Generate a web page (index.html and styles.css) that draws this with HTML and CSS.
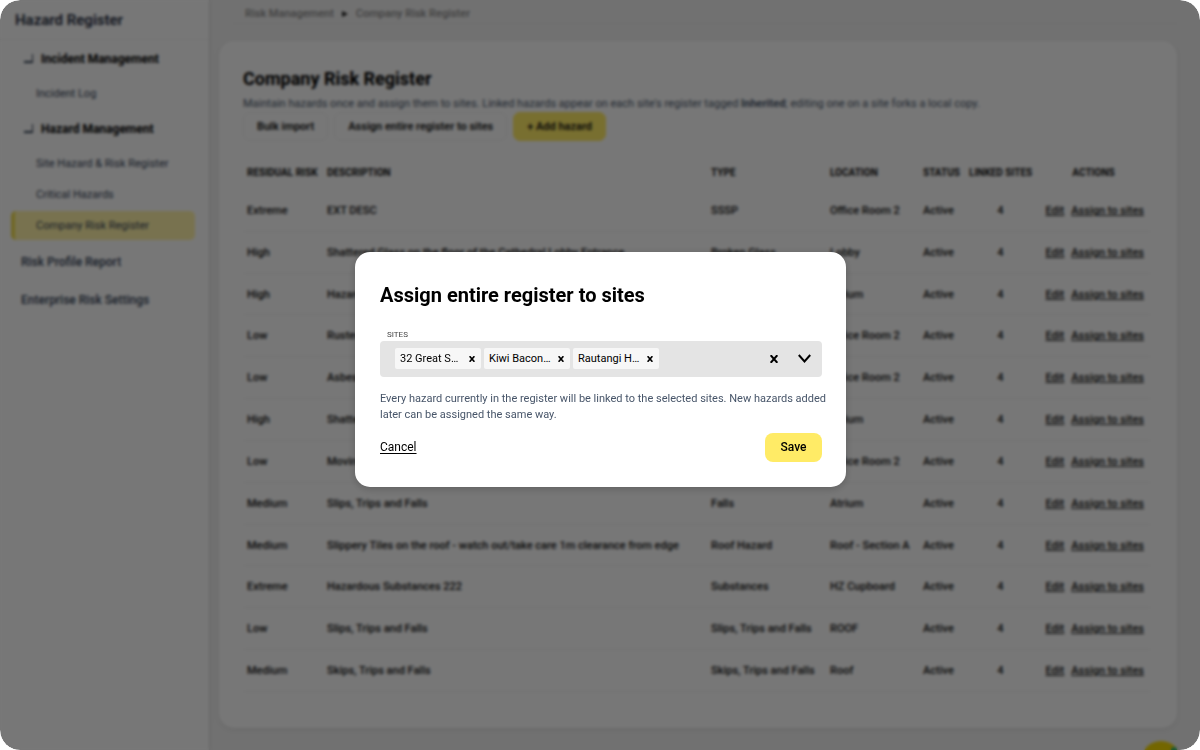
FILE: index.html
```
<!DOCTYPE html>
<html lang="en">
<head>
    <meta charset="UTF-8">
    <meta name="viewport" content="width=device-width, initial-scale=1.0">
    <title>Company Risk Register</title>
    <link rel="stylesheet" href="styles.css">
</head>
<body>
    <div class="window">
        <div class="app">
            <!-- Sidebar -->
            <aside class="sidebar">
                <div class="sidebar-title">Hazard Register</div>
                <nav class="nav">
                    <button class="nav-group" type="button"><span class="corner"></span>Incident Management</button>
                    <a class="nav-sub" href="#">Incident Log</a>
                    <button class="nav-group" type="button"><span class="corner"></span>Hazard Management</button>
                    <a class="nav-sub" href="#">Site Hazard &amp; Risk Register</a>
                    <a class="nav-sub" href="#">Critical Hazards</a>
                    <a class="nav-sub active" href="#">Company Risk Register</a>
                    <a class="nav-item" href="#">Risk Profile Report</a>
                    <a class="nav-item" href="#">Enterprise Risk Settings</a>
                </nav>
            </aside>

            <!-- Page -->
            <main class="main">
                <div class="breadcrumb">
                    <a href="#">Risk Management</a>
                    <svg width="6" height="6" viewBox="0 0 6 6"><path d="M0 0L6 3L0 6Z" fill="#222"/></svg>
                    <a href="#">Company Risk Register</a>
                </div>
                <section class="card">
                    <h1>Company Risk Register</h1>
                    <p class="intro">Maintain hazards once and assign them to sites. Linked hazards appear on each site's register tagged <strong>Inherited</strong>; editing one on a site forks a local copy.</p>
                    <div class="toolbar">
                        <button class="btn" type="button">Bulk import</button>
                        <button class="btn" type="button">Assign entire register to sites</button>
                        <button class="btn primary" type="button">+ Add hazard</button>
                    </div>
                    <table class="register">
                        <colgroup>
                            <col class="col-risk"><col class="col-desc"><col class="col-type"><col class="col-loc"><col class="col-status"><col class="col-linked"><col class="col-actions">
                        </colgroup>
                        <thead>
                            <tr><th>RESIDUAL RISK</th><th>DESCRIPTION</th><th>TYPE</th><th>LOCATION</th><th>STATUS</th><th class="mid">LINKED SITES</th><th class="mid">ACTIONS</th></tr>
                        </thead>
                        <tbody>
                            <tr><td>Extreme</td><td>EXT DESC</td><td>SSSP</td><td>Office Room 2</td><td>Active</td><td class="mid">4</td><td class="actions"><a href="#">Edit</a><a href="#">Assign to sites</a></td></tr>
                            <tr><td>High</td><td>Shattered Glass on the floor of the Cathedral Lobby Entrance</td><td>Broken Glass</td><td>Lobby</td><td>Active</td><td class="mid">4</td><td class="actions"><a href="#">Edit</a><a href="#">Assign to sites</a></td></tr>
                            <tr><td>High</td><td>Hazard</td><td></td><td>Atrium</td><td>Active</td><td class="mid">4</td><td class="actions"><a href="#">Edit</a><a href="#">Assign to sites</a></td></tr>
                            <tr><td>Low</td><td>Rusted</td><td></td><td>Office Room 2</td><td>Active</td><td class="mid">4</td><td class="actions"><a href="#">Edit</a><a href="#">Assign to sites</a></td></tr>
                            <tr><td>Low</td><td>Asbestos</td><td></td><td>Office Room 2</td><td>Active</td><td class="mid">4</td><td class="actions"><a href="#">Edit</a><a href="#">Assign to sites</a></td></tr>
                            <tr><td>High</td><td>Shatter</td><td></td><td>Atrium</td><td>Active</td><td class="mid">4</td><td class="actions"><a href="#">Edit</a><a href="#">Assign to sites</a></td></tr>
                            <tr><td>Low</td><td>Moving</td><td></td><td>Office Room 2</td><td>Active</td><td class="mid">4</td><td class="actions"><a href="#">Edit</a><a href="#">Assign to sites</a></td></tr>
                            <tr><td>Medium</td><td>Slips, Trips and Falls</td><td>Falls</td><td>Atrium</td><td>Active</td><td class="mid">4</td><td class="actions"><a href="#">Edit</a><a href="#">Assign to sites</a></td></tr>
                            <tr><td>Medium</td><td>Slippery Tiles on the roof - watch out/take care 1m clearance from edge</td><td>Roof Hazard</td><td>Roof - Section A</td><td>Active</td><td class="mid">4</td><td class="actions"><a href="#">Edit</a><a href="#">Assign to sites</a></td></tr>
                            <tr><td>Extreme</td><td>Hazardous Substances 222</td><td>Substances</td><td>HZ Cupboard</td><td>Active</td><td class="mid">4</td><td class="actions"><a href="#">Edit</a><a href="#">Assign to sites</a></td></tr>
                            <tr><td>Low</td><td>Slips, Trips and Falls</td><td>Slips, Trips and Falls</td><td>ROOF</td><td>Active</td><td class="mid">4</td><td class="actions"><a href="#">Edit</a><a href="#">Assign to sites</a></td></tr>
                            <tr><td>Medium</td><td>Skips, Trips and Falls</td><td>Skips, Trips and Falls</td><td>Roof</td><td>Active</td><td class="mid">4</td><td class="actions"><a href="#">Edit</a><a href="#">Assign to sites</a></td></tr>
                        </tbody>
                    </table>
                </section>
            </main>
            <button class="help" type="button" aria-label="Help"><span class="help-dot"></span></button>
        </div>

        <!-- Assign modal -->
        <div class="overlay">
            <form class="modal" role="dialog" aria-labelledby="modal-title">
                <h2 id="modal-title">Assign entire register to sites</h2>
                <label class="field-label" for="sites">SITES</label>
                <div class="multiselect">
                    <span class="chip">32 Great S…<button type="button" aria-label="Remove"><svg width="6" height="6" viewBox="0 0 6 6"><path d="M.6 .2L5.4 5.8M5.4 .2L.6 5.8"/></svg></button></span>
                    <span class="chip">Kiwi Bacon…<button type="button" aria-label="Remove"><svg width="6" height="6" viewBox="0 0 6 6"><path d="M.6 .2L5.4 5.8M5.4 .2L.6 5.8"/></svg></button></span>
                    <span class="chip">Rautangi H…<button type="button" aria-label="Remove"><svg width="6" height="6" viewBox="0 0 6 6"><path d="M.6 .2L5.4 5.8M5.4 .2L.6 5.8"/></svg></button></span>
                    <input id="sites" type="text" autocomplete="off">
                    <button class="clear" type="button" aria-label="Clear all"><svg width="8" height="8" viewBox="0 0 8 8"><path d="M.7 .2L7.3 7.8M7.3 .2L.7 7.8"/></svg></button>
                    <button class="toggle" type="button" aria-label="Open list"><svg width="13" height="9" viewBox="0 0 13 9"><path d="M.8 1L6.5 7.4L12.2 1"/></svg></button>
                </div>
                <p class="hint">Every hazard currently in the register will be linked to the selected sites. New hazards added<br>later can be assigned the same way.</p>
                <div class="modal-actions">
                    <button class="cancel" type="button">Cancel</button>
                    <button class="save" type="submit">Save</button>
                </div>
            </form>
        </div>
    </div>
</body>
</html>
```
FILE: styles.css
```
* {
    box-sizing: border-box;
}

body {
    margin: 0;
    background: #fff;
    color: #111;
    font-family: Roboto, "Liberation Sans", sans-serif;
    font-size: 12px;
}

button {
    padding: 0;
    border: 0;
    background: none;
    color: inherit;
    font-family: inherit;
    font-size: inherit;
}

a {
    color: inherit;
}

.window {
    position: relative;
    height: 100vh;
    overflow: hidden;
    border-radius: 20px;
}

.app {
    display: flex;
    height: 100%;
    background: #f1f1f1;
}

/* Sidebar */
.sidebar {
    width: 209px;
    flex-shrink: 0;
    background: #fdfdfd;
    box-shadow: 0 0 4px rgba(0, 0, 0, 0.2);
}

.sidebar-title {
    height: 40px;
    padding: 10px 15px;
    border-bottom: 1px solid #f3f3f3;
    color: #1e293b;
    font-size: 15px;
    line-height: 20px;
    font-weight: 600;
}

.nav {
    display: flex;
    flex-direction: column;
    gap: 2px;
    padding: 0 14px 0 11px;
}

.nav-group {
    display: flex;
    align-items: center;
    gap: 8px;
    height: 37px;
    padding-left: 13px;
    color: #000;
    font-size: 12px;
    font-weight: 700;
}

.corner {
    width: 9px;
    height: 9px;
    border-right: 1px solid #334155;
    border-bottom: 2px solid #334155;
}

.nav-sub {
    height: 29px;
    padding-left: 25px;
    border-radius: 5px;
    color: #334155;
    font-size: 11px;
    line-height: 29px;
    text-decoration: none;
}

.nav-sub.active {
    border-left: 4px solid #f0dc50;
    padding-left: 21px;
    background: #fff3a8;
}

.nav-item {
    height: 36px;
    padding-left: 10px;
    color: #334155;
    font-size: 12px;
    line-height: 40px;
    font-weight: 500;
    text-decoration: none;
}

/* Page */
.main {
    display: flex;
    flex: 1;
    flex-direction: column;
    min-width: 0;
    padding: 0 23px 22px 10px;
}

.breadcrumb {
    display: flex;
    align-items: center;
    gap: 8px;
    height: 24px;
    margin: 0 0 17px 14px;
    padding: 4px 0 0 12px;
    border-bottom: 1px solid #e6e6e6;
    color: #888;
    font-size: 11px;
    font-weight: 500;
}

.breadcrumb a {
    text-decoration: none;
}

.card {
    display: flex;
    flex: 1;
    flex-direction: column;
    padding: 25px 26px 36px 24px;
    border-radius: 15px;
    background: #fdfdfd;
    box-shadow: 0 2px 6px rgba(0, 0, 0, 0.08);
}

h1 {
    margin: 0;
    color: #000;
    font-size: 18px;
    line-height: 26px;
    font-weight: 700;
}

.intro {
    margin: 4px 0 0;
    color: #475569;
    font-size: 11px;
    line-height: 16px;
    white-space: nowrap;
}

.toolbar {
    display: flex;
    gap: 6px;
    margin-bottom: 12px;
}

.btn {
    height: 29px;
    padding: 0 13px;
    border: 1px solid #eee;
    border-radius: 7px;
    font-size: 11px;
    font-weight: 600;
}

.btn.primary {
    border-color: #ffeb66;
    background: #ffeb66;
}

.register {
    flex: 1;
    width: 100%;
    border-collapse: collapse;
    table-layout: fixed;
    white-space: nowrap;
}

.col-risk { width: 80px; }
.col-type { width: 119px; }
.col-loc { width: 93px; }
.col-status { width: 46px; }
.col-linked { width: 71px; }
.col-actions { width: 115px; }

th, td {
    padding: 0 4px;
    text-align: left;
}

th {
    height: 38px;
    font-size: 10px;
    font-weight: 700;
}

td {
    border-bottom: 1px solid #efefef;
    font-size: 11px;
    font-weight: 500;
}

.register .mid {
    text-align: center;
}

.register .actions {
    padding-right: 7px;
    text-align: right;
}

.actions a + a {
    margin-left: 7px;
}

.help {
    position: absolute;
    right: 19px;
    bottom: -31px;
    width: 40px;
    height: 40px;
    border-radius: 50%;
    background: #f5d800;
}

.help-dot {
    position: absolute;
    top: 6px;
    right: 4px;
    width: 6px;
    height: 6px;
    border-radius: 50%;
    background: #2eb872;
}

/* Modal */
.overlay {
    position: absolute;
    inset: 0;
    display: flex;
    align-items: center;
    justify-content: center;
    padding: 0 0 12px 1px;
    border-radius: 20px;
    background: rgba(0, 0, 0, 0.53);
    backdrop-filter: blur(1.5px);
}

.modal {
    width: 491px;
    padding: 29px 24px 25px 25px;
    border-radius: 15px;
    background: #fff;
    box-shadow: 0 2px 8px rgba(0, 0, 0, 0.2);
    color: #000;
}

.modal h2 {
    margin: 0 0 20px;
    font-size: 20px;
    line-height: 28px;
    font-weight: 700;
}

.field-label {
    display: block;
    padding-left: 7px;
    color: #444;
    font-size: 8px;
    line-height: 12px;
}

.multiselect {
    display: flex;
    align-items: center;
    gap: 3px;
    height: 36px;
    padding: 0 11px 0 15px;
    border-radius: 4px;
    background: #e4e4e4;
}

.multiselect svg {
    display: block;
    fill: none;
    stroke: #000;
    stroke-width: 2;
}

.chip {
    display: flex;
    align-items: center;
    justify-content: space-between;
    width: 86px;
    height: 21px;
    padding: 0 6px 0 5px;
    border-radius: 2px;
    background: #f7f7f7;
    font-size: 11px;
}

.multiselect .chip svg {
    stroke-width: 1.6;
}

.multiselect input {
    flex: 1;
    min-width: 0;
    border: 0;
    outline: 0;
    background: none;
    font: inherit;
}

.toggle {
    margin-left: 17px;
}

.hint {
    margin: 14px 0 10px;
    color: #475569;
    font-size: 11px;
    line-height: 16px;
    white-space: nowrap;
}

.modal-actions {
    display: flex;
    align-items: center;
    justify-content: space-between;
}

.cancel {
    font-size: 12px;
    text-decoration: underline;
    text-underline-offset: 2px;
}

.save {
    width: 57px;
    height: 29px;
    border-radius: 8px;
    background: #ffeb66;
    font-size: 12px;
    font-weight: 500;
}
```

========

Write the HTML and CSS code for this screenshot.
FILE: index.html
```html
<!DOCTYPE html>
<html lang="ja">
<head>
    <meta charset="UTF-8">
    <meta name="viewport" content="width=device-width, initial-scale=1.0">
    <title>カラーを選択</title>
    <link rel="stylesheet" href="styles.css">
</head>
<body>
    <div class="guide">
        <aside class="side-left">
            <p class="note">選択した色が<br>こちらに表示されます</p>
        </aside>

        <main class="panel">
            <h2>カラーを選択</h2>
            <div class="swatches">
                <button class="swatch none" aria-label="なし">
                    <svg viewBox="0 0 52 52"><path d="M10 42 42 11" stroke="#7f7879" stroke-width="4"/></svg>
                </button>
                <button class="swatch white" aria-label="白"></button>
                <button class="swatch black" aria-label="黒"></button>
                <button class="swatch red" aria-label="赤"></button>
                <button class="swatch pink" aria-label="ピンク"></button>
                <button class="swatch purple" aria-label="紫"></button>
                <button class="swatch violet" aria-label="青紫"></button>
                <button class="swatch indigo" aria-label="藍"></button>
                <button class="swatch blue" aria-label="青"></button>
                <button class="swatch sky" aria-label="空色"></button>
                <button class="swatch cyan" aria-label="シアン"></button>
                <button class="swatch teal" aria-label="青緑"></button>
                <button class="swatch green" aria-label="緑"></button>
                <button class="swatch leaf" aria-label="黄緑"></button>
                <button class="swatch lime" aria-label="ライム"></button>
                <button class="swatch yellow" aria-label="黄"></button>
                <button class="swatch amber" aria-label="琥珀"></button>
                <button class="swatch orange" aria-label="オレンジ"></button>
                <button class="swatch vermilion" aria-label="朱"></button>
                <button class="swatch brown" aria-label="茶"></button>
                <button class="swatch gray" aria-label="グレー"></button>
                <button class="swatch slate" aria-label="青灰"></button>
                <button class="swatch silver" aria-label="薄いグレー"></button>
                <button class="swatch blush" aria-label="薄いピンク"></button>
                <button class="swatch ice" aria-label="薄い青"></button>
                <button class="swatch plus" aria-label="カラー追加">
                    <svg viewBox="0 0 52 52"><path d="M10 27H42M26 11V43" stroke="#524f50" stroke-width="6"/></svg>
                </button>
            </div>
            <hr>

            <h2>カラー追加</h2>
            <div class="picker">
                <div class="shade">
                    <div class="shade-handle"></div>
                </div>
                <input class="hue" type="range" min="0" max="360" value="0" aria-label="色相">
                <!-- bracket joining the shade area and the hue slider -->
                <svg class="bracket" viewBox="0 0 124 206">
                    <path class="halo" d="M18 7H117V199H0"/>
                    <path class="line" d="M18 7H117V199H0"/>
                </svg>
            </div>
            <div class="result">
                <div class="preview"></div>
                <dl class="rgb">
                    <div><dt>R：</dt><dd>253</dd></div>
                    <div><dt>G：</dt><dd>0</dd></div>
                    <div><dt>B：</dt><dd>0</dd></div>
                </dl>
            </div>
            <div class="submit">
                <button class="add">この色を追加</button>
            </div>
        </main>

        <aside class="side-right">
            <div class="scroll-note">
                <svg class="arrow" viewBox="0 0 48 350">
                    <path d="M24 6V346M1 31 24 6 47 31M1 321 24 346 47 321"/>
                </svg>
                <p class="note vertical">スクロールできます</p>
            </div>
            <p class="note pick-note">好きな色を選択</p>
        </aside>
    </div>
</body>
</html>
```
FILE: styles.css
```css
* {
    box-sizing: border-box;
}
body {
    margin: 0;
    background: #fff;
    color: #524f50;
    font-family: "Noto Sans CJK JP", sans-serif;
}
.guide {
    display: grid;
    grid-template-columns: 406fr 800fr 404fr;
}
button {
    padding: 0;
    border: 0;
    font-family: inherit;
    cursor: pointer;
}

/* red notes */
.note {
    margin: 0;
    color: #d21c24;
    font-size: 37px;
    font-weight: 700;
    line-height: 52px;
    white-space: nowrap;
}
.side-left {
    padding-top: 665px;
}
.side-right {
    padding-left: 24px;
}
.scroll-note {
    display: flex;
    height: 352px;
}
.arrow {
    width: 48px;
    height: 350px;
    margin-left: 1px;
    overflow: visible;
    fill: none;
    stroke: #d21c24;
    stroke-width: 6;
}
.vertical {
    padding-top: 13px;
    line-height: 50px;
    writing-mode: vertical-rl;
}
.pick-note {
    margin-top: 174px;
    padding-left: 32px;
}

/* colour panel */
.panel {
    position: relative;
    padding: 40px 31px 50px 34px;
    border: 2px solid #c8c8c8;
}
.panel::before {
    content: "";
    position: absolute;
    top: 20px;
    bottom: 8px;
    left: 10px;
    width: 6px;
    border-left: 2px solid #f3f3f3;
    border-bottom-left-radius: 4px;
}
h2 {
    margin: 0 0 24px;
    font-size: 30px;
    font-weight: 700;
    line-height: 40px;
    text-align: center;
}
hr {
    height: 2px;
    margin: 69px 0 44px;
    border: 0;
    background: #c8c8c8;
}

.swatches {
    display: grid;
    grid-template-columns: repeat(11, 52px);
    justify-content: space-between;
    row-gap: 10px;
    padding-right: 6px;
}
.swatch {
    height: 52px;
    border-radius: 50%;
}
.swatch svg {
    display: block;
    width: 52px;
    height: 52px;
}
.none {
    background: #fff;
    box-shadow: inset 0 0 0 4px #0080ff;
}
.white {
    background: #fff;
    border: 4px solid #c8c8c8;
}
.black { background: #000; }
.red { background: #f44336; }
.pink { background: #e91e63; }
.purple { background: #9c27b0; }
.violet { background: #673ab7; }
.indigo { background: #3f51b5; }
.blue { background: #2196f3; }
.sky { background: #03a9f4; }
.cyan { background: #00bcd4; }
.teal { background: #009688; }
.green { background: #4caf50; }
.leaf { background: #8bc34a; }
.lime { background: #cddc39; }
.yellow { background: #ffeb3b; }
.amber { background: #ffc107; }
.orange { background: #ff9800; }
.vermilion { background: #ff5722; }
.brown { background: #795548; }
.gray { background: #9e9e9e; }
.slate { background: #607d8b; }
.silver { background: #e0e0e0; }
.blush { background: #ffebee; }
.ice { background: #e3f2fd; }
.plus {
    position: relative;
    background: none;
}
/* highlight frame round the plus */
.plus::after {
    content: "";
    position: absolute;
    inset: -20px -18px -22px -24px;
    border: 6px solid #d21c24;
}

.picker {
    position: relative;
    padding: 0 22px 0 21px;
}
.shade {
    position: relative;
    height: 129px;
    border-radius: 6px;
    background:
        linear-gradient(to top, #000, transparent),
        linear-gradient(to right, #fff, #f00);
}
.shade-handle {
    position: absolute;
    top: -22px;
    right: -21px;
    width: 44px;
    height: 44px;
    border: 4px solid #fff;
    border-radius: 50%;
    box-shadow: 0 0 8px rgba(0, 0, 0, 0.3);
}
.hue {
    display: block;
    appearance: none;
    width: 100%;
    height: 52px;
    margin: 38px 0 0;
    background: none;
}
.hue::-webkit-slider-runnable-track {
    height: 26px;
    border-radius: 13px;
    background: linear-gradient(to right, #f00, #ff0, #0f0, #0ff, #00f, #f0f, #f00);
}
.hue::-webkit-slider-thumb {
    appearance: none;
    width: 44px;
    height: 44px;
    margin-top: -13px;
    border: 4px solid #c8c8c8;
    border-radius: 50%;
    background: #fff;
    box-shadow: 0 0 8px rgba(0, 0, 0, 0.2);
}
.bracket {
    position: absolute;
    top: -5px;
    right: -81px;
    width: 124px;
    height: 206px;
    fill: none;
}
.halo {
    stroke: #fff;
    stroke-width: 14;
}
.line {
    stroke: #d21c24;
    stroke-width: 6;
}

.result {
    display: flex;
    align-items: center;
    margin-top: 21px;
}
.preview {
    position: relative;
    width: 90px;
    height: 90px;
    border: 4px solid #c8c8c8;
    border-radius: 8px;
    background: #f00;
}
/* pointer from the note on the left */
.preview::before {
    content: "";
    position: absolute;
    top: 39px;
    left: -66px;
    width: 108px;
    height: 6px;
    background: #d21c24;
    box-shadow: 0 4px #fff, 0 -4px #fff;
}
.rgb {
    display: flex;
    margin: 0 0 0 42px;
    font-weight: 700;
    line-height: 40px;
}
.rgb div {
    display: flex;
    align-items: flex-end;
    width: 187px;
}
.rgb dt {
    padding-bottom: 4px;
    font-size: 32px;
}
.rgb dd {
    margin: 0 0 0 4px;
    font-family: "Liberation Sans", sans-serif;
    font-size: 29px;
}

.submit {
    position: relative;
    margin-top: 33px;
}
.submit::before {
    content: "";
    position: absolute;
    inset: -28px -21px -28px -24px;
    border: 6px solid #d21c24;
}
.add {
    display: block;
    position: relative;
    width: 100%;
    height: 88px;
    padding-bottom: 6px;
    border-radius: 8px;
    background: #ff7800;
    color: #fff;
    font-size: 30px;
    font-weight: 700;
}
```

========

Your objective: Check every line of the data above for the string "this", and copy those that have it.

Complete answer:
Generate a web page (index.html and styles.css) that draws this with HTML and CSS.
Write the HTML and CSS code for this screenshot.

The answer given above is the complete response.